## START Data extract

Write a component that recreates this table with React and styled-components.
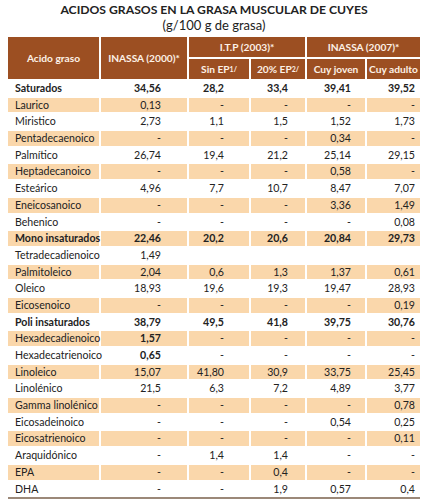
import styled, { createGlobalStyle } from "styled-components";

const GlobalStyle = createGlobalStyle`
  body {
    margin: 0;
    background: #fff;
    font-family: Lato, "Open Sans", sans-serif;
    color: #222;
  }
`;

const Page = styled.div`
  width: 427px;
  padding: 2px 7px 0 8px;
  box-sizing: border-box;
`;

const Title = styled.h1`
  margin: 0;
  text-align: center;
  font-size: 12.2px;
  line-height: 15px;
  font-weight: 700;
  color: #222;
`;

const Subtitle = styled.div`
  text-align: center;
  font-size: 13px;
  line-height: 16px;
  margin-bottom: 4px;
`;

const Grid = styled.div`
  display: grid;
  grid-template-columns: 91px 86px 60px 54px 58px 53px;
  grid-template-rows: 20px 20px repeat(25, 14.7px);
  gap: 2px;
  padding-bottom: 1px;
  border-bottom: 2px solid #9b8878;
  font-size: 10.6px;
`;

const HeadCell = styled.div`
  background: #9c4f22;
  color: #fdf1e6;
  font-weight: 700;
  font-size: 10.2px;
  display: flex;
  align-items: center;
  justify-content: center;
  white-space: nowrap;
  grid-column: ${(p) => p.$col || "auto"};
  grid-row: ${(p) => p.$row || "auto"};
`;

const Sup = styled.sup`
  font-size: 7px;
  line-height: 0;
  vertical-align: 4px;
`;

const Row = styled.div`
  display: contents;
`;

const Cell = styled.div`
  background: ${(p) => (p.$shaded ? "#fad7ab" : "transparent")};
  font-weight: ${(p) => (p.$bold ? 700 : 400)};
  display: flex;
  align-items: center;
  justify-content: flex-end;
  padding-right: ${(p) => p.$pad}px;
  white-space: nowrap;
  line-height: 1;
`;

const NameCell = styled(Cell)`
  justify-content: flex-start;
  padding-left: 7px;
  padding-right: 0;
`;

const pads = [26, 25, 17, 14, 5];

const rows = [
  ["Saturados", ["34,56", "28,2", "33,4", "39,41", "39,52"], true],
  ["Laurico", ["0,13", "-", "-", "-", "-"]],
  ["Miristico", ["2,73", "1,1", "1,5", "1,52", "1,73"]],
  ["Pentadecaenoico", ["-", "-", "-", "0,34", "-"]],
  ["Palmítico", ["26,74", "19,4", "21,2", "25,14", "29,15"]],
  ["Heptadecanoico", ["-", "-", "-", "0,58", "-"]],
  ["Esteárico", ["4,96", "7,7", "10,7", "8,47", "7,07"]],
  ["Eneicosanoico", ["-", "-", "-", "3,36", "1,49"]],
  ["Behenico", ["-", "-", "-", "-", "0,08"]],
  ["Mono insaturados", ["22,46", "20,2", "20,6", "20,84", "29,73"], true],
  ["Tetradecadienoico", ["1,49", "", "", "", ""]],
  ["Palmitoleico", ["2,04", "0,6", "1,3", "1,37", "0,61"]],
  ["Oleico", ["18,93", "19,6", "19,3", "19,47", "28,93"]],
  ["Eicosenoico", ["-", "-", "-", "-", "0,19"]],
  ["Poli insaturados", ["38,79", "49,5", "41,8", "39,75", "30,76"], true],
  ["Hexadecadienoico", ["1,57", "-", "-", "-", "-"], false, true],
  ["Hexadecatrienoico", ["0,65", "-", "-", "-", "-"], false, true],
  ["Linoleico", ["15,07", "41,80", "30,9", "33,75", "25,45"]],
  ["Linolénico", ["21,5", "6,3", "7,2", "4,89", "3,77"]],
  ["Gamma linolénico", ["-", "-", "-", "-", "0,78"]],
  ["Eicosadeinoico", ["-", "-", "-", "0,54", "0,25"]],
  ["Eicosatrienoico", ["-", "-", "-", "-", "0,11"]],
  ["Araquidónico", ["-", "1,4", "1,4", "-", "-"]],
  ["EPA", ["-", "-", "0,4", "-", "-"]],
  ["DHA", ["-", "-", "1,9", "0,57", "0,4"]],
];

export default function App() {
  return (
    <Page>
      <GlobalStyle />
      <Title>ACIDOS GRASOS EN LA GRASA MUSCULAR DE CUYES</Title>
      <Subtitle>(g/100 g de grasa)</Subtitle>
      <Grid>
        <HeadCell $col="1" $row="1 / span 2">Acido graso</HeadCell>
        <HeadCell $col="2" $row="1 / span 2">INASSA (2000)*</HeadCell>
        <HeadCell $col="3 / span 2" $row="1">I.T.P (2003)*</HeadCell>
        <HeadCell $col="5 / span 2" $row="1">INASSA (2007)*</HeadCell>
        <HeadCell $col="3" $row="2">
          Sin EP<Sup>1/</Sup>
        </HeadCell>
        <HeadCell $col="4" $row="2">
          20% EP<Sup>2/</Sup>
        </HeadCell>
        <HeadCell $col="5" $row="2">Cuy joven</HeadCell>
        <HeadCell $col="6" $row="2">Cuy adulto</HeadCell>
        {rows.map(([name, vals, bold, firstBold], i) => (
          <Row key={name}>
            <NameCell $shaded={i % 2 === 1} $bold={bold}>
              {name}
            </NameCell>
            {vals.map((v, j) => (
              <Cell
                key={j}
                $shaded={i % 2 === 1}
                $bold={bold || (firstBold && j === 0)}
                $pad={pads[j]}
              >
                {v}
              </Cell>
            ))}
          </Row>
        ))}
      </Grid>
    </Page>
  );
}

## END Data extract

* Problem to solve *
Copy the whole of the material above exactly, but not its images.

* Reply *
Write a component that recreates this table with React and styled-components.
import styled, { createGlobalStyle } from "styled-components";

const GlobalStyle = createGlobalStyle`
  body {
    margin: 0;
    background: #fff;
    font-family: Lato, "Open Sans", sans-serif;
    color: #222;
  }
`;

const Page = styled.div`
  width: 427px;
  padding: 2px 7px 0 8px;
  box-sizing: border-box;
`;

const Title = styled.h1`
  margin: 0;
  text-align: center;
  font-size: 12.2px;
  line-height: 15px;
  font-weight: 700;
  color: #222;
`;

const Subtitle = styled.div`
  text-align: center;
  font-size: 13px;
  line-height: 16px;
  margin-bottom: 4px;
`;

const Grid = styled.div`
  display: grid;
  grid-template-columns: 91px 86px 60px 54px 58px 53px;
  grid-template-rows: 20px 20px repeat(25, 14.7px);
  gap: 2px;
  padding-bottom: 1px;
  border-bottom: 2px solid #9b8878;
  font-size: 10.6px;
`;

const HeadCell = styled.div`
  background: #9c4f22;
  color: #fdf1e6;
  font-weight: 700;
  font-size: 10.2px;
  display: flex;
  align-items: center;
  justify-content: center;
  white-space: nowrap;
  grid-column: ${(p) => p.$col || "auto"};
  grid-row: ${(p) => p.$row || "auto"};
`;

const Sup = styled.sup`
  font-size: 7px;
  line-height: 0;
  vertical-align: 4px;
`;

const Row = styled.div`
  display: contents;
`;

const Cell = styled.div`
  background: ${(p) => (p.$shaded ? "#fad7ab" : "transparent")};
  font-weight: ${(p) => (p.$bold ? 700 : 400)};
  display: flex;
  align-items: center;
  justify-content: flex-end;
  padding-right: ${(p) => p.$pad}px;
  white-space: nowrap;
  line-height: 1;
`;

const NameCell = styled(Cell)`
  justify-content: flex-start;
  padding-left: 7px;
  padding-right: 0;
`;

const pads = [26, 25, 17, 14, 5];

const rows = [
  ["Saturados", ["34,56", "28,2", "33,4", "39,41", "39,52"], true],
  ["Laurico", ["0,13", "-", "-", "-", "-"]],
  ["Miristico", ["2,73", "1,1", "1,5", "1,52", "1,73"]],
  ["Pentadecaenoico", ["-", "-", "-", "0,34", "-"]],
  ["Palmítico", ["26,74", "19,4", "21,2", "25,14", "29,15"]],
  ["Heptadecanoico", ["-", "-", "-", "0,58", "-"]],
  ["Esteárico", ["4,96", "7,7", "10,7", "8,47", "7,07"]],
  ["Eneicosanoico", ["-", "-", "-", "3,36", "1,49"]],
  ["Behenico", ["-", "-", "-", "-", "0,08"]],
  ["Mono insaturados", ["22,46", "20,2", "20,6", "20,84", "29,73"], true],
  ["Tetradecadienoico", ["1,49", "", "", "", ""]],
  ["Palmitoleico", ["2,04", "0,6", "1,3", "1,37", "0,61"]],
  ["Oleico", ["18,93", "19,6", "19,3", "19,47", "28,93"]],
  ["Eicosenoico", ["-", "-", "-", "-", "0,19"]],
  ["Poli insaturados", ["38,79", "49,5", "41,8", "39,75", "30,76"], true],
  ["Hexadecadienoico", ["1,57", "-", "-", "-", "-"], false, true],
  ["Hexadecatrienoico", ["0,65", "-", "-", "-", "-"], false, true],
  ["Linoleico", ["15,07", "41,80", "30,9", "33,75", "25,45"]],
  ["Linolénico", ["21,5", "6,3", "7,2", "4,89", "3,77"]],
  ["Gamma linolénico", ["-", "-", "-", "-", "0,78"]],
  ["Eicosadeinoico", ["-", "-", "-", "0,54", "0,25"]],
  ["Eicosatrienoico", ["-", "-", "-", "-", "0,11"]],
  ["Araquidónico", ["-", "1,4", "1,4", "-", "-"]],
  ["EPA", ["-", "-", "0,4", "-", "-"]],
  ["DHA", ["-", "-", "1,9", "0,57", "0,4"]],
];

export default function App() {
  return (
    <Page>
      <GlobalStyle />
      <Title>ACIDOS GRASOS EN LA GRASA MUSCULAR DE CUYES</Title>
      <Subtitle>(g/100 g de grasa)</Subtitle>
      <Grid>
        <HeadCell $col="1" $row="1 / span 2">Acido graso</HeadCell>
        <HeadCell $col="2" $row="1 / span 2">INASSA (2000)*</HeadCell>
        <HeadCell $col="3 / span 2" $row="1">I.T.P (2003)*</HeadCell>
        <HeadCell $col="5 / span 2" $row="1">INASSA (2007)*</HeadCell>
        <HeadCell $col="3" $row="2">
          Sin EP<Sup>1/</Sup>
        </HeadCell>
        <HeadCell $col="4" $row="2">
          20% EP<Sup>2/</Sup>
        </HeadCell>
        <HeadCell $col="5" $row="2">Cuy joven</HeadCell>
        <HeadCell $col="6" $row="2">Cuy adulto</HeadCell>
        {rows.map(([name, vals, bold, firstBold], i) => (
          <Row key={name}>
            <NameCell $shaded={i % 2 === 1} $bold={bold}>
              {name}
            </NameCell>
            {vals.map((v, j) => (
              <Cell
                key={j}
                $shaded={i % 2 === 1}
                $bold={bold || (firstBold && j === 0)}
                $pad={pads[j]}
              >
                {v}
              </Cell>
            ))}
          </Row>
        ))}
      </Grid>
    </Page>
  );
}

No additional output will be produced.